Minneapolis has a grand plan to make housing more affordable. Inside the fight for the future of an American city.
The crowd at the Bauhaus Brew Labs was thick with flannel and knit beanies, with the odd “Beto for President” T-shirt thrown in. But the handful of patrons gathered by the glass garage doors of the cavernous Minneapolis taproom in March weren’t regulars. They’d turned out for the kickoff of a website called vox.MN. Their nametags said things like “I my neighborhood.” Another had a circle with “2040” inside and a line running through it, like a no-smoking sign.
That was a reference to the city’s sweeping new urban plan, Minneapolis 2040, approved by local officials in December. Spelled out in a more than 1,000-page document, it makes this city of 428,000 one of the first and largest in the U.S. to end single-family zoning, which applies to 70% of Minneapolis’s residential land. Developers will soon be able to build duplexes and triplexes without going through the time and expense of applying for a variance or confronting the kind of neighborhood opposition that often stymies such projects.
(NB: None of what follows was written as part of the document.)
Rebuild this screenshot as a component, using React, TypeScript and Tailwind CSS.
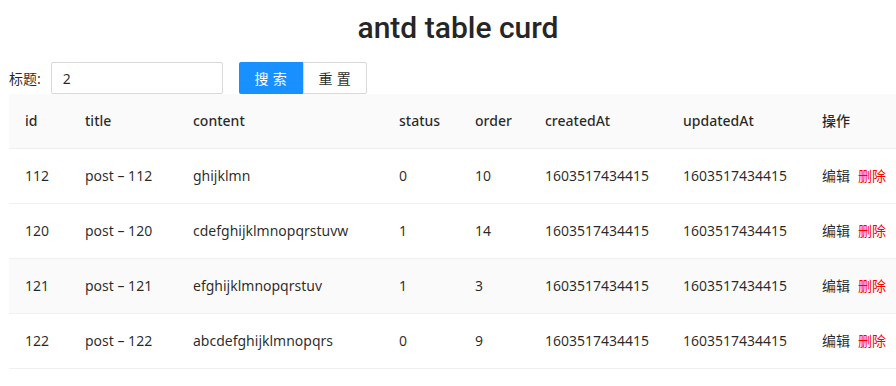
type Post = {
  id: number;
  title: string;
  content: string;
  status: number;
  order: number;
  createdAt: string;
  updatedAt: string;
};

const rows: Post[] = [
  { id: 112, title: "post – 112", content: "ghijklmn", status: 0, order: 10, createdAt: "1603517434415", updatedAt: "1603517434415" },
  { id: 120, title: "post – 120", content: "cdefghijklmnopqrstuvw", status: 1, order: 14, createdAt: "1603517434415", updatedAt: "1603517434415" },
  { id: 121, title: "post – 121", content: "efghijklmnopqrstuv", status: 1, order: 3, createdAt: "1603517434415", updatedAt: "1603517434415" },
  { id: 122, title: "post – 122", content: "abcdefghijklmnopqrs", status: 0, order: 9, createdAt: "1603517434415", updatedAt: "1603517434415" },
];

const cols = [
  { key: "id", label: "id", w: "w-[60px]" },
  { key: "title", label: "title", w: "w-[108px]" },
  { key: "content", label: "content", w: "w-[206px]" },
  { key: "status", label: "status", w: "w-[76px]" },
  { key: "order", label: "order", w: "w-[70px]" },
  { key: "createdAt", label: "createdAt", w: "w-[138px]" },
  { key: "updatedAt", label: "updatedAt", w: "w-[139px]" },
  { key: "op", label: "操作", w: "w-[96px]" },
];

export default function App() {
  return (
    <div className="w-[896px] h-[386px] overflow-hidden bg-white text-[14px] text-[rgba(0,0,0,0.85)] font-['Noto_Sans','Noto_Sans_CJK_SC',sans-serif]">
      <div className="ml-[9px] w-[898px]">
        <h1 className="h-[54px] flex items-center justify-center text-[30px] font-medium text-[#262626] font-['Roboto',sans-serif]">
          antd table curd
        </h1>

        <div className="mt-[8px] flex items-center h-[32px]">
          <label className="mr-[10px]">标题:</label>
          <input
            defaultValue="2"
            className="w-[172px] h-[32px] border border-[#d9d9d9] rounded-[2px] px-[11px] outline-none"
          />
          <button className="ml-[16px] w-[64px] h-[32px] bg-[#1890ff] text-white rounded-l-[2px] tracking-[0.3em] pl-[4px]">
            搜索
          </button>
          <button className="w-[64px] h-[32px] border border-[#d9d9d9] rounded-r-[2px] tracking-[0.3em] pl-[4px]">
            重置
          </button>
        </div>

        <table className="table-fixed border-collapse w-[893px]">
          <thead>
            <tr className="bg-[#fafafa] border-b border-[#f0f0f0]">
              {cols.map((c) => (
                <th key={c.key} className={`${c.w} h-[54px] px-[16px] text-left font-medium`}>
                  {c.label}
                </th>
              ))}
            </tr>
          </thead>
          <tbody>
            {rows.map((r, i) => (
              <tr key={r.id} className={`border-b border-[#f0f0f0] ${i === 2 ? "bg-[#fafafa]" : ""}`}>
                <td className="h-[55px] px-[16px]">{r.id}</td>
                <td className="px-[16px] whitespace-nowrap">{r.title}</td>
                <td className="px-[16px]">{r.content}</td>
                <td className="px-[16px]">{r.status}</td>
                <td className="px-[16px]">{r.order}</td>
                <td className="px-[16px]">{r.createdAt}</td>
                <td className="px-[16px]">{r.updatedAt}</td>
                <td className="px-[16px] whitespace-nowrap">
                  <span>编辑</span>
                  <span className="ml-[8px] text-[#ff0000]">删除</span>
                </td>
              </tr>
            ))}
          </tbody>
        </table>
      </div>
    </div>
  );
}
The move, which made national headlines, was widely celebrated by urbanists, who’ve long argued for more density. Restricting large swaths of U.S. cities to single-family residences limits the supply of housing, they argue, driving up prices, contributing to sprawl, and reinforcing decades of racial inequity. “Minneapolis 2040: The most wonderful plan of the year,” was the take of the Brookings Institution just before Christmas.